I’m sure you can remember a time when you worked hard on something and your efforts went unnoticed. It probably felt like you’d wasted your time. The experience also made you less likely to repeat the activity.
When the work you do is appreciated it is more likely to be repeated.
Gratitude within the work environment encourages greater productivity by providing positive feedback to employees about key behaviours you’d like to see repeated.
The problem is that we are often so busy producing and doing that we forget to say thank you when we should. We pay attention to the squeaky wheels and fail to acknowledge great performance.
In personal terms, having a gratitude practice helps us create a positive mindset, which is critical to sustained personal performance.
Gratitude helps us to maintain work–life balance. While we are striving for achievement, gratitude ensures that we are paying attention to the relationships and things we already have.
If we aren’t grateful for our health, we’re likely to make poor choices about our body. If we aren’t grateful for our relationships, we may lose them.
The key is to develop habits and routines to identify and acknowledge the people and things we are grateful for.
Here are four ways to develop a gratitude practice:
The best way to develop new productive habits is to use your current habits and things that consistently happen to you as triggers.
What’s something you do each day that could act as a great trigger for a gratitude practice?
For instance, one of my clients uses his train trip home to reflect on his day. He writes a note in his phone of the things that happened to him that day he is grateful for. He will also take this opportunity to email someone to say thank you, or congratulate team members on their achievements.
Introduce reflection time to your weekly planning habit.
- What went well this week?
- What didn’t go well this week?
- What will I do differently next week?
- Who should I thank or acknowledge this week?

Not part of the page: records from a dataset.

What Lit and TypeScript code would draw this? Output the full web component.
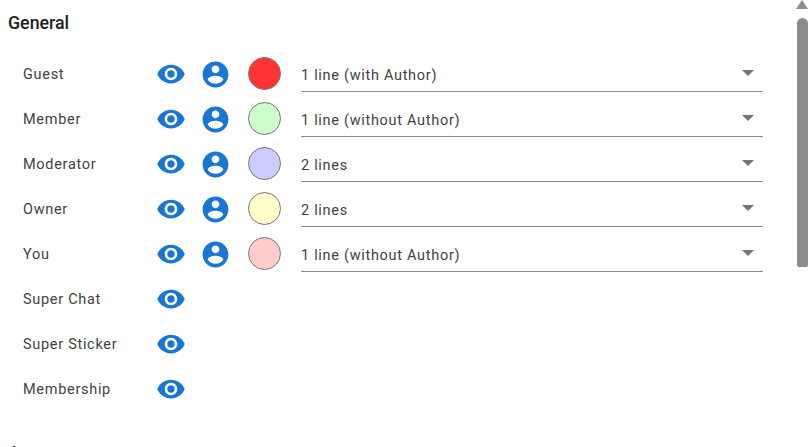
import { LitElement, html, css } from "lit";
import { customElement } from "lit/decorators.js";

const eye = html`<svg class="icon eye" viewBox="0 0 24 24"><path d="M12 4.5C7 4.5 2.73 7.61 1 12c1.73 4.39 6 7.5 11 7.5s9.27-3.11 11-7.5c-1.73-4.39-6-7.5-11-7.5zM12 17c-2.76 0-5-2.24-5-5s2.24-5 5-5 5 2.24 5 5-2.24 5-5 5zm0-8c-1.66 0-3 1.34-3 3s1.34 3 3 3 3-1.34 3-3-1.34-3-3-3z"/></svg>`;
const person = html`<svg class="icon person" viewBox="0 0 24 24"><path d="M12 2C6.48 2 2 6.48 2 12s4.48 10 10 10 10-4.48 10-10S17.52 2 12 2zm0 3c1.66 0 3 1.34 3 3s-1.34 3-3 3-3-1.34-3-3 1.34-3 3-3zm0 14.2c-2.5 0-4.71-1.28-6-3.22.03-1.99 4-3.08 6-3.08 1.99 0 5.97 1.09 6 3.08-1.29 1.94-3.5 3.22-6 3.22z"/></svg>`;

interface Row { name: string; color?: string; value?: string }
const rows: Row[] = [
  { name: "Guest", color: "#ff3333", value: "1 line (with Author)" },
  { name: "Member", color: "#ccffcc", value: "1 line (without Author)" },
  { name: "Moderator", color: "#ccccff", value: "2 lines" },
  { name: "Owner", color: "#ffffcc", value: "2 lines" },
  { name: "You", color: "#ffcccc", value: "1 line (without Author)" },
  { name: "Super Chat" },
  { name: "Super Sticker" },
  { name: "Membership" },
];

@customElement("app-root")
export class AppRoot extends LitElement {
  static styles = css`
    :host { display: flex; width: 811px; height: 447px; overflow: hidden; background: #fff; font-family: Roboto, "Liberation Sans", sans-serif; color: #424242; }
    .content { flex: 1; min-width: 0; height: 447px; overflow: hidden; padding: 14px 0 0 8px; box-sizing: border-box; }
    h2 { margin: 0; font-size: 17.8px; line-height: 18px; font-weight: 500; color: #212121; height: 37px; }
    .h2b { margin-top: 33px; }
    .row { display: flex; align-items: center; height: 45px; padding-left: 15px; }
    .name { width: 133px; font-size: 14.5px; letter-spacing: 0.7px; padding-top: 2px; }
    .icon { fill: #1976d2; display: block; flex: none; }
    .eye { width: 30px; height: 30px; }
    .person { width: 31px; height: 31px; margin-left: 14px; margin-top: 1px; }
    .swatch { width: 33px; height: 33px; border-radius: 50%; box-sizing: border-box; border: 1px solid #757575; margin-left: 17px; flex: none; }
    .select { display: flex; align-items: center; justify-content: space-between; box-sizing: border-box; width: 462px; height: 36px; margin-left: 20px; padding: 4px 9px 0 0; border-bottom: 1px solid #8a8a8a; font-size: 14.5px; letter-spacing: 0.7px; }
    .arrow { width: 0; height: 0; border-left: 6.5px solid transparent; border-right: 6.5px solid transparent; border-top: 6.5px solid #757575; margin-top: -4px; }
    .scroll { width: 16px; flex: none; position: relative; }
    .up { width: 0; height: 0; position: absolute; left: 1px; top: 0; border-left: 6px solid transparent; border-right: 6px solid transparent; border-bottom: 9px solid #8c8c8c; }
    .thumb { position: absolute; left: 2px; top: 18px; width: 11px; height: 249px; background: #8c8c8c; border-radius: 5.5px 5.5px 2px 2px; }
  `;
  render() {
    return html`
      <div class="content">
        <h2>General</h2>
        ${rows.map((r) => html`
          <div class="row">
            <div class="name">${r.name}</div>
            ${eye}
            ${r.color ? html`${person}<div class="swatch" style="background:${r.color}"></div>
              <div class="select"><span>${r.value}</span><i class="arrow"></i></div>` : ""}
          </div>`)}
        <h2 class="h2b">Appearance</h2>
      </div>
      <div class="scroll"><div class="up"></div><div class="thumb"></div></div>
    `;
  }
}
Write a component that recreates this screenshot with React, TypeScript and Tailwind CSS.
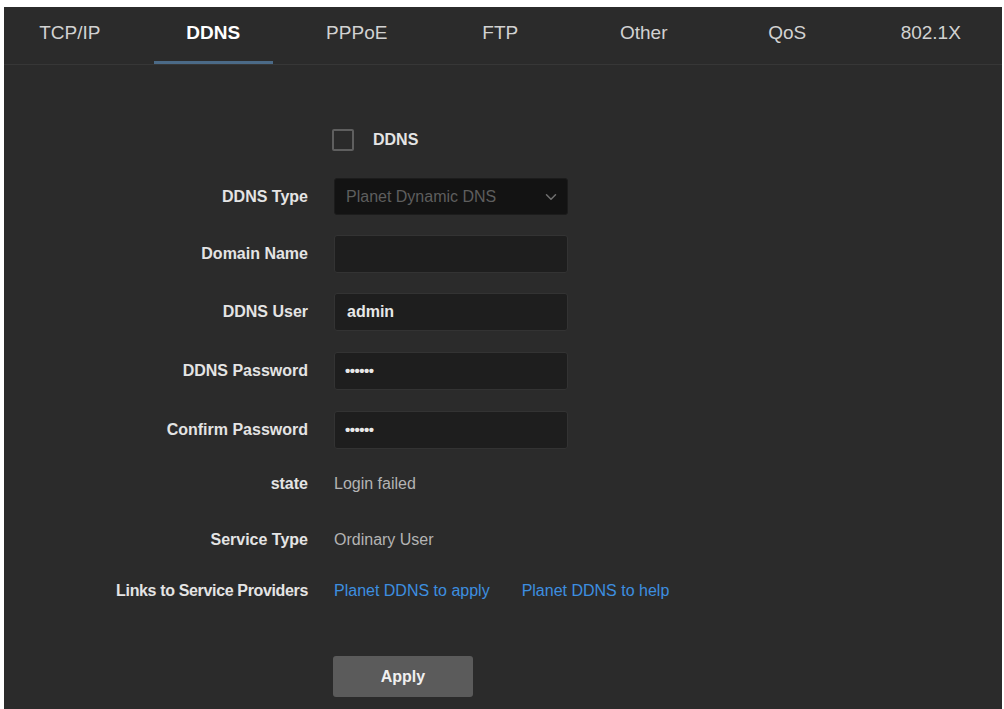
import { ChevronDown } from 'lucide-react'

const tabs = ['TCP/IP', 'DDNS', 'PPPoE', 'FTP', 'Other', 'QoS', '802.1X']

function Row({ label, className, labelClass = '', children }: { label: string; className: string; labelClass?: string; children: React.ReactNode }) {
  return (
    <div className={`flex items-center ${className}`}>
      <div className={`w-[304px] shrink-0 text-right text-[16px] font-bold text-[#e4e4e4] ${labelClass}`}>{label}</div>
      <div className="ml-[26px] flex items-center">{children}</div>
    </div>
  )
}

export default function App() {
  return (
    <main
      className="min-h-screen bg-white pt-[7px] pl-[4px] pr-[2px]"
      style={{ fontFamily: '"Liberation Sans", Arial, sans-serif' }}
    >
      <div className="min-h-[702px] overflow-hidden bg-[#2b2b2b]">

        <nav className="flex border-b border-[#373737]">
          <div className="-ml-[6px] flex">
            {tabs.map((t) => (
              <div key={t} className="flex h-[57px] w-[143.5px] flex-col items-center">
                <span
                  className={
                    t === 'DDNS'
                      ? 'pt-[12px] text-[19px] font-bold text-white'
                      : 'pt-[12px] text-[19px] text-[#d2d2d2]'
                  }
                >
                  {t}
                </span>
                {t === 'DDNS' && <div className="mt-auto h-[3px] w-[119px] bg-[#4b6a87]" />}
              </div>
            ))}
          </div>
        </nav>

        <section className="flex flex-col">
          <div className="ml-[328px] mt-[64px] flex h-[22px] items-center">
            <div className="h-[22px] w-[22px] rounded-[2px] border-2 border-[#5f5f5f]" />
            <span className="ml-[19px] text-[16px] font-bold text-[#e4e4e4]">DDNS</span>
          </div>

          <Row label="DDNS Type" className="mt-[27px] h-[37px]">
            <div className="flex h-[37px] w-[234px] items-center justify-between rounded-[3px] border border-[#1c1c1c] bg-[#131313] pl-[11px] pr-[7px]">
              <span className="text-[16px] text-[#5e5e5e]">Planet Dynamic DNS</span>
              <ChevronDown className="h-[18px] w-[18px] text-[#707070]" strokeWidth={2} />
            </div>
          </Row>

          <Row label="Domain Name" className="mt-[20px] h-[38px]">
            <div className="h-[38px] w-[234px] rounded-[3px] border border-[#333] bg-[#1e1e1e]" />
          </Row>

          <Row label="DDNS User" className="mt-[20px] h-[38px]">
            <div className="flex h-[38px] w-[234px] items-center rounded-[3px] border border-[#333] bg-[#1e1e1e] pl-[12px]">
              <span className="text-[16px] font-bold text-[#e8e8e8]">admin</span>
            </div>
          </Row>

          <Row label="DDNS Password" className="mt-[21px] h-[38px]">
            <div className="flex h-[38px] w-[234px] items-center rounded-[3px] border border-[#333] bg-[#1e1e1e] pl-[10px]">
              <span className="text-[15px] font-bold tracking-[-0.5px] text-[#e8e8e8]">••••••</span>
            </div>
          </Row>

          <Row label="Confirm Password" className="mt-[21px] h-[38px]">
            <div className="flex h-[38px] w-[234px] items-center rounded-[3px] border border-[#333] bg-[#1e1e1e] pl-[10px]">
              <span className="text-[15px] font-bold tracking-[-0.5px] text-[#e8e8e8]">••••••</span>
            </div>
          </Row>

          <Row label="state" className="mt-[25px] h-[20px]">
            <span className="text-[16px] text-[#b4b4b4]">Login failed</span>
          </Row>

          <Row label="Service Type" className="mt-[36px] h-[20px]">
            <span className="text-[16px] text-[#b4b4b4]">Ordinary User</span>
          </Row>

          <Row label="Links to Service Providers" labelClass="tracking-[-0.35px]" className="mt-[31px] h-[20px]">
            <a className="text-[16px] text-[#3d8fe0]">Planet DDNS to apply</a>
            <a className="ml-[32px] text-[16px] text-[#3d8fe0]">Planet DDNS to help</a>
          </Row>

          <div className="ml-[329px] mt-[55px]">
            <button className="h-[41px] w-[140px] rounded-[3px] bg-[#5b5b5b] text-[16px] font-bold text-[#f0f0f0]">
              Apply
            </button>
          </div>
        </section>

      </div>
    </main>
  )
}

Ask yourself these questions:
Block out time each week to communicate thanks to your team, peers, and leaders.
Take time once per week to send a communication to staff to call out the achievements of the week. Not only is this a gratitude practice, but it encourages what is known as the science of small wins.
Small wins lead to more small wins, which add up to big wins. Build time into your week to encourage both.
Gratitude journaling takes this habit to the next level. If you make a practice of writing down three things you’re grateful for as a must-do habit every day, you are more likely to benefit from your gratitude practice when you need it most.
That’s because it is when we most need to create a mindset shift from negative to positive that we forget to remind ourselves what we’re grateful for.
When this is a daily habit we have an opportunity each day to create a mindset shift.
What’s going to work for you?
Operationalise this habit and see your and your team’s productivity, happiness and engagement improve.